August 12, 2010 - 3:42 pm EDT

well there's your next column . . . . .

Doug Johnson

August 12, 2010 - 10:12 pm EDT

I should have said, states with loser pay frivolous malpractice suits.
I have mixed emotions on the death penalty.
I can recall how the media went after the Duke men.
I give Doug Clark some credit on this.
He, in my opinion, did some reasoning on this.
Of course if there was any justice, Nifong would be doing life without parole.
How a guy like this could pull what it did and get away with this, is beyond me!
No is does not, he just a typical NC democratic.

sparkinthedark

August 13, 2010 - 9:51 am EDT

The Racial Justice Act itself is not the travesty. Perhaps we can dig a bit deeper to see that the extremely lop-sided racial statistics of death row are the real travesty. The act may not be perfect, but I applaud North Carolina for forging the way in confronting this issue. Consider a white person being sentenced to death by an entirely African American jury and judge. Now does the picture look different? Even though there are some folks on death row who are allowed to use the Racial Justice Act on some pretty flimsy terms, at least it allows for death row statistics to be analyzed in the bigger picture of all cases.

Doug

August 13, 2010 - 10:42 am EDT

I believe the RJA is fundamentally flawed, no matter what good intentions that may have led to it.

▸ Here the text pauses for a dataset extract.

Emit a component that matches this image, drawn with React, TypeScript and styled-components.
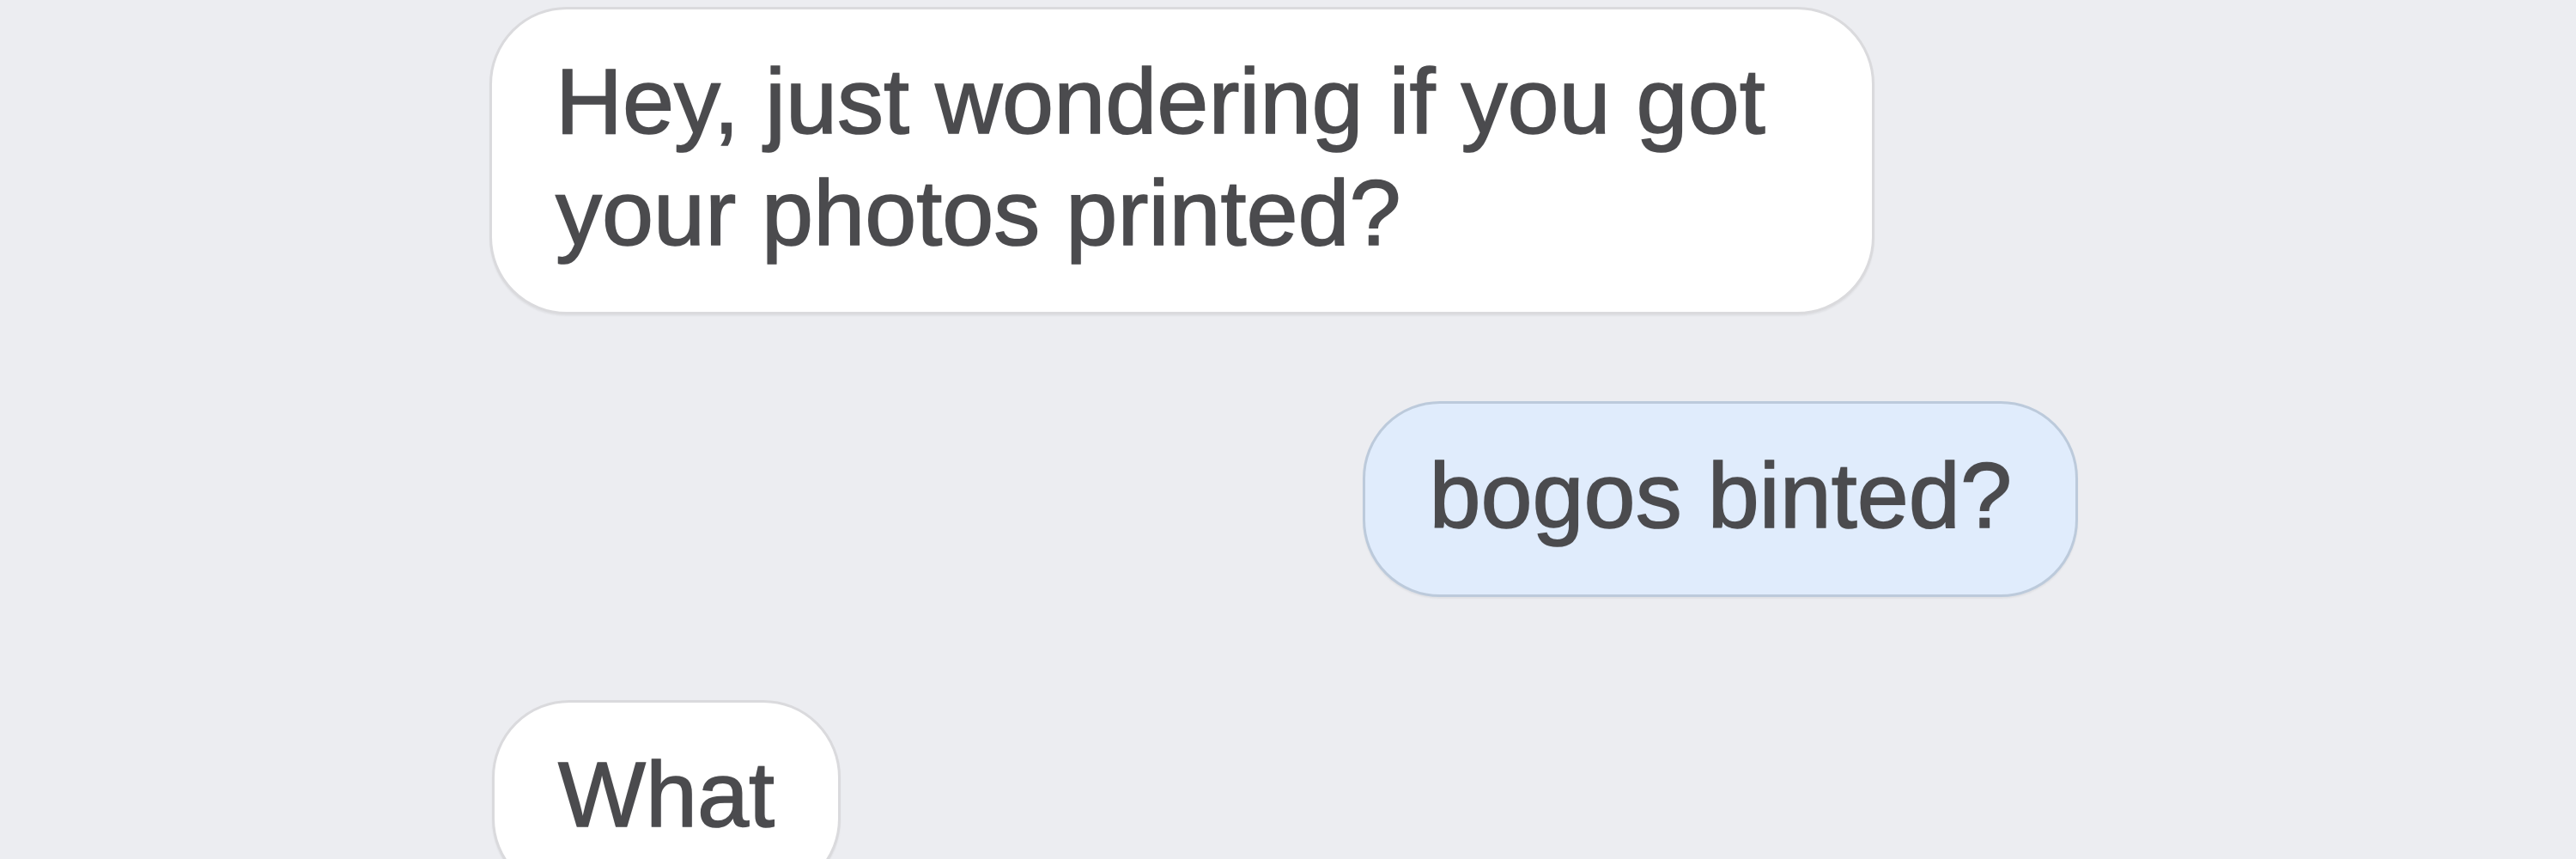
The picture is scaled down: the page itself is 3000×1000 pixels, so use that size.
import React from "react";
import styled, { createGlobalStyle } from "styled-components";

const GlobalStyle = createGlobalStyle`
  html, body {
    margin: 0;
    padding: 0;
    background: #ecedf1;
  }
  body {
    font-family: "Liberation Sans", Arial, Helvetica, sans-serif;
    overflow: hidden;
  }
`;

const Thread = styled.div`
  box-sizing: border-box;
  width: 1850px;
  margin-left: 570px;
  padding-top: 8px;
  display: flex;
  flex-direction: column;
`;

const Row = styled.div<{ $out?: boolean; $space: number }>`
  display: flex;
  justify-content: ${(p) => (p.$out ? "flex-end" : "flex-start")};
  margin-top: ${(p) => p.$space}px;
`;

const Bubble = styled.div<{ $out?: boolean; $shift?: number }>`
  box-sizing: border-box;
  max-width: 1613px;
  margin-left: ${(p) => p.$shift ?? 0}px;
  padding: 42px 74px 50px;
  border-radius: 90px;
  border: 3px solid ${(p) => (p.$out ? "#bccadb" : "#dadadd")};
  background: ${(p) => (p.$out ? "#e0ecfc" : "#ffffff")};
  box-shadow: 0 2px 2px rgba(0, 0, 0, 0.05);
  color: #4b4b4e;
  font-size: 108px;
  line-height: 130px;
  -webkit-text-stroke: 1.5px #4b4b4e;
  text-shadow: 0 0 1.5px rgba(75, 75, 78, 0.6);
`;

export default function App() {
  return (
    <>
      <GlobalStyle />
      <Thread>
        <Row $space={0}>
          <Bubble>Hey, just wondering if you got your photos printed?</Bubble>
        </Row>
        <Row $out $space={101}>
          <Bubble $out>bogos binted?</Bubble>
        </Row>
        <Row $space={120}>
          <Bubble $shift={3}>What</Bubble>
        </Row>
      </Thread>
    </>
  );
}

Each case in our judicial system should be weighed according to the facts pertaining to that case, not according to statistics from other cases. In trying to remedy racial disparities, this act has the potential to create new racial disparities. If it makes it more likely to give a death sentence to a white offender than to a black offender for the same crime, is that racial justice? How do you remedy old wrongs by creating new wrongs?

overtaxed

August 14, 2010 - 12:03 am EDT

I think we should expand the RJA into the GJA, (Gender Justice Act). How many of those on death row are men.

I'll bet research would show that women who commit identical crimes are far less sentenced to death than men.

Imagine if a man had committed the same crime that Susan Smith did, do you believe that he would have been sentenced to life in prison?